You don’t want to see women set up for horrible falls,” Ryan said. The alternate metaphor for the glass cliff? “The poisoned chalice,” she said.

A Great Opportunity Or The Edge Of ‘Doom’?

Ever since Ryan and S. Alexander Haslan, now at the University of Queensland, coined the phrase, the glass cliff has been getting crowded: Marissa Mayer took the reins at Yahoo, as the company faced ongoing decline in 2012; Mary Barra came to lead General Motors right before the company was forced to face the music on a massive recall scandal in 2014; Iceland elected female leaders after the country was devastated by the financial crisis; the United States in 2008 turned to a black man to clean up one of the worst financial disasters in the country’s history.

Taking on a leadership role is never simple; taking it on when a company or country is facing a big crisis is really tough.

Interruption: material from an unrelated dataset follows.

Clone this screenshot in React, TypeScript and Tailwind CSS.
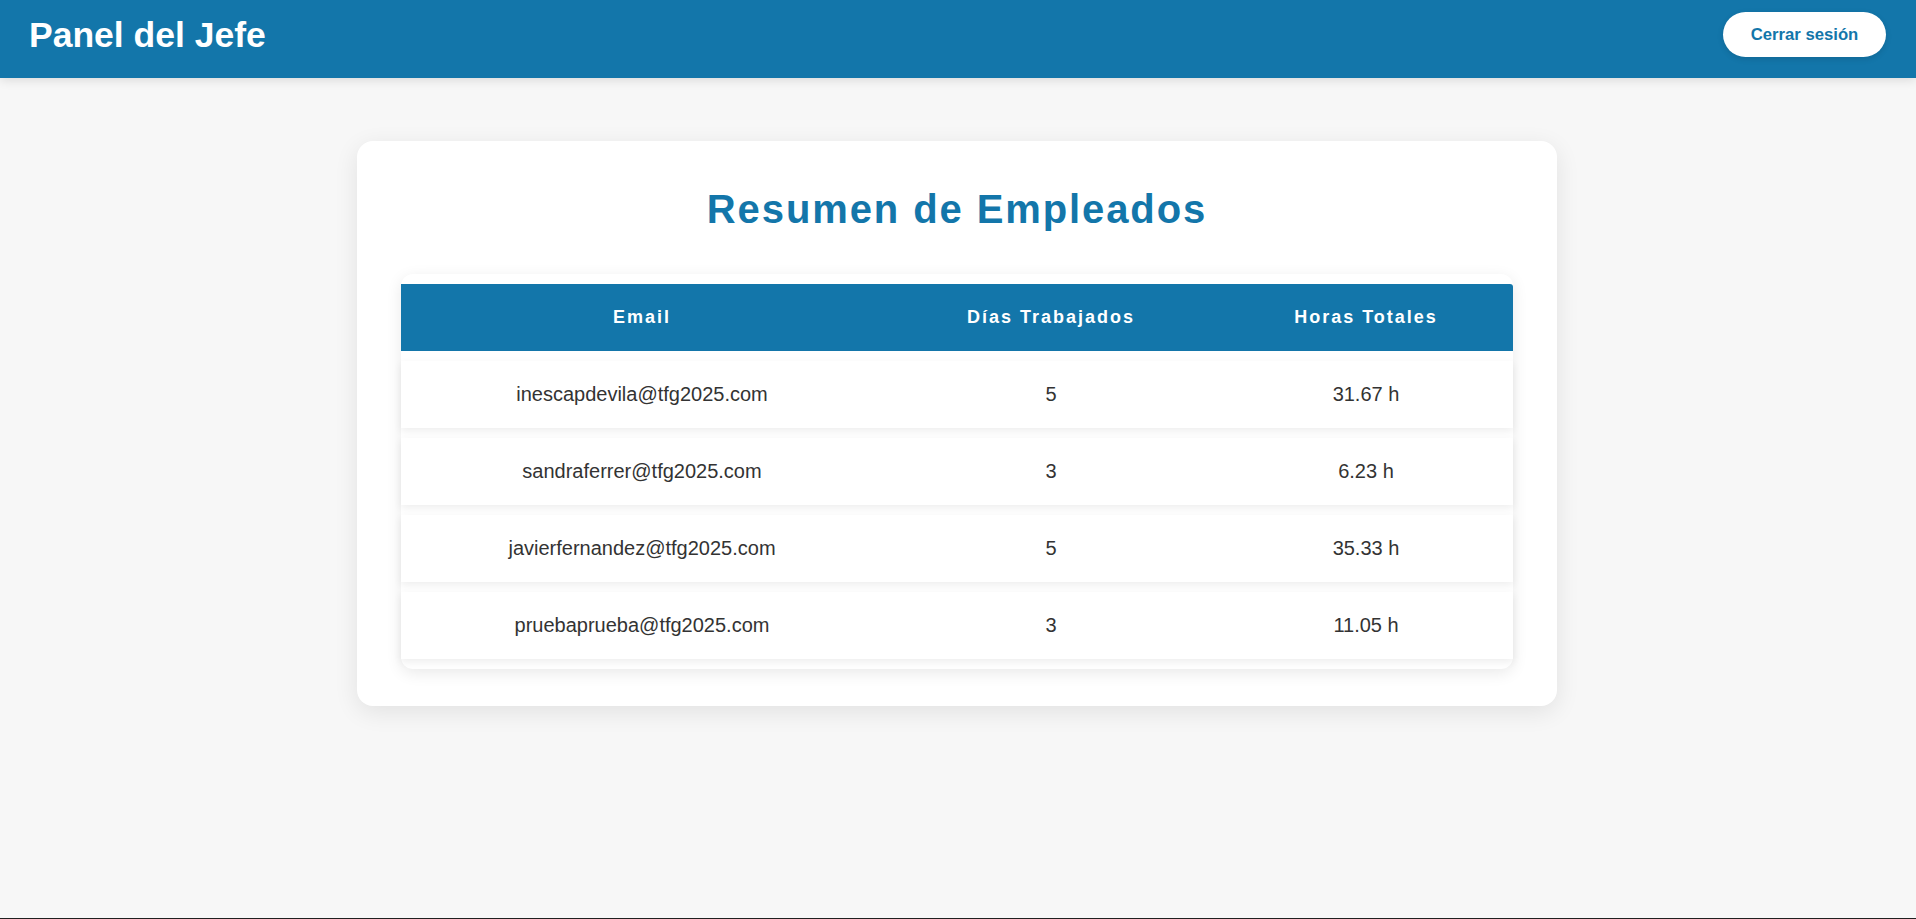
import React from 'react';

interface Empleado {
    email: string;
    dias: number;
    horas: string;
}

const empleados: Empleado[] = [
    { email: 'inescapdevila@tfg2025.com', dias: 5, horas: '31.67 h' },
    { email: 'sandraferrer@tfg2025.com', dias: 3, horas: '6.23 h' },
    { email: 'javierfernandez@tfg2025.com', dias: 5, horas: '35.33 h' },
    { email: 'pruebaprueba@tfg2025.com', dias: 3, horas: '11.05 h' },
];

const cols = 'grid grid-cols-[482px_336px_294px] items-center text-center';

const App: React.FC = () => {
    return (
        <div className="flex h-[919px] flex-col bg-[#f7f7f7] font-['Liberation_Sans',Arial,sans-serif]">
            {/* cabecera */}
            <header className="z-10 flex h-[78px] shrink-0 items-center justify-between bg-[#1376aa] px-[29px] pb-[9px] shadow-[0_2px_10px_rgba(0,0,0,0.12)]">
                <h1 className="text-[35.5px] leading-[40px] font-bold text-white">Panel del Jefe</h1>
                <button className="mr-px h-[45px] w-[163px] rounded-full bg-white text-[16.7px] font-bold text-[#1376aa] shadow-[0_2px_6px_rgba(0,0,0,0.12)]">
                    Cerrar sesión
                </button>
            </header>

            <main className="flex-1">
                <div className="mx-auto mt-[63px] w-[1200px] -translate-x-px rounded-[16px] bg-white px-[44px] pt-[45px] pb-[37px] shadow-[0_6px_24px_rgba(0,0,0,0.09)]">
                    <h2 className="text-center text-[40px] leading-[46px] font-bold tracking-[1.9px] text-[#1376aa]">
                        Resumen de Empleados
                    </h2>

                    <div className="mt-[42px] flex flex-col gap-[10px] rounded-[12px] bg-white py-[10px] shadow-[0_4px_16px_rgba(0,0,0,0.09)]">
                        <div className={`${cols} h-[67px] rounded-tr-[3px] bg-[#1376aa] text-[18px] font-bold tracking-[2px] text-white`}>
                            <div>Email</div>
                            <div>Días Trabajados</div>
                            <div>Horas Totales</div>
                        </div>
                        {empleados.map((e) => (
                            <div
                                key={e.email}
                                className={`${cols} h-[67px] bg-white pb-px text-[20px] text-[#333333] shadow-[0_3px_8px_rgba(0,0,0,0.07)]`}
                            >
                                <div>{e.email}</div>
                                <div>{e.dias}</div>
                                <div>{e.horas}</div>
                            </div>
                        ))}
                    </div>
                </div>
            </main>

            <div className="h-px shrink-0 bg-[#202020]" />
        </div>
    );
};

export default App;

Over in the U.K. a new prime minister will have to appease a population where essentially neither side is happy, Ryan points out. The people who voted to leave the EU are upset that the leaders of the Brexit movement are backing away from their promises ― more money for health care! No more immigrants! Those who voted to stay in the EU. Well, they lost.

Leading the country is “a great opportunity, but it will be difficult,” Ryan said in a gentle understatement.

In the U.S., some are already saying that even if Clinton wins, she will ultimately fail because of the extreme political climate and the country’s rising suspicions of “elites.”

Christiana Figueres, Executive Secretary of the United Nations Framework Convention on Climate Change, was recently nominated for UN Secretary General.
Christiana Figueres, Executive Secretary of the United Nations Framework Convention on Climate Change, was recently nominated for UN Secretary General.
Denis Balibouse/Reuters

“Doomed,” is how Felix Salmon described her in a recent piece for Fusion.

Mayer is still hanging on at Yahoo, but no one is sure how much longer she’ll last as her company continues to face challenges. But Barra meanwhile has managed to triumph. And she’s considered an exceptional female leader, Colleen Ammerman, the director of Harvard’s Gender Initiative, told HuffPost.

So Much For Smashing The Glass Ceiling

Ryan and Haslam were inspired to do their research after reading a report in the London Times in 2003, which claimed companies with declining share prices had more women in their boardrooms.

“So much for smashing the glass ceiling and using their unique skills to enhance the performance of Britain’s biggest companies,” the article read. “The triumphant march of women into the country’s boardrooms has instead wreaked havoc on companies’ performance.”

The pair suspected something else might be at play. After analyzing the 19 public companies on the London Stock Exchange that actually had women on their boards, Ryan and Haslam found that after a company’s stock price went down women tended to be appointed to the boardroom.

“Over the last 10 years, we’ve tried to understand why,” Ryan said. She and Haslam, as well as academics in the U.S., have spent years analyzing the phenomenon.

Researchers at Utah State University recently studied CEO changes at Fortune 500 companies over the past 15 years, finding that businesses typically put women and minorities in the CEO job in times of poor performance.

More intriguing, those researchers found that when women and minorities do not succeed in those roles, they are typically replaced by a white male leader who exhibits strong hyper-masculine qualities: something they call the “savior effect.”

It’s possible that we’re seeing that play out right now, after eight years of Obama’s stint on the glass cliff. Voters who view Obama’s presidency poorly might gravitate toward former reality TV star and consummate elite white man Donald Trump as a sort of “savior,” Ammerman said.

But those who view Obama favorably, and want four more years of leadership that falls outside of conventional norms, would gravitate to Clinton.

Women As Caretakers And Scapegoats

So why do we turn to women and minorities in times of crisis? A few things are at play. At these moments, people are more willing to take risks, which opens up the field to candidates that aren’t typically considered for powerful positions.

There’s also a feeling that trying out a woman in a leadership role is “innovative,” Ammerman said.

In lab research where participants were asked to consider whether a woman or man ― with equal qualifications ― should be appointed CEO of a company, women were more likely to be chosen if the company was doing poorly.

“We’ve seen that in lots of studies,” Ryan said. Indeed, others have replicated her findings.

Women, and to some extent minorities, may also be stereotyped to have certain traits ― empathy, caretaking ― that people feel make them suited to sensitively manage people through a crisis.

Other follow-on research has shown that women are sometimes appointed in crisis situations to serve as scapegoats. One thinks of Erin Callan, the first-ever chief financial officer of the investment bank Lehman Brothers. She was appointed just months before that firm went under, during the runup to the financial crisis, serving as its public face. Callan resigned as it became clear the investment bank was in dire straits, essentially taking the hit for decisions made by the men at her firm long before she took the top spot.

Each time someone falls off the glass cliff, that failure has the potential to reinforce stereotypes about all women’s capability as leaders. Ryan thinks that slows down the growth of the number of women leaders at companies.

Instead of focusing on the problem of appointing women only in times of crisis, in a recent paper Ryan and her coauthors ask a different question: Why not consider why we are more likely to appoint white men when things are going along super-well?

“Men are given preferential access to cushy leadership positions,” they write. We may need to “start focusing our attention on men’s privileged access to the glass cushion.”

They also probably need a slightly better term.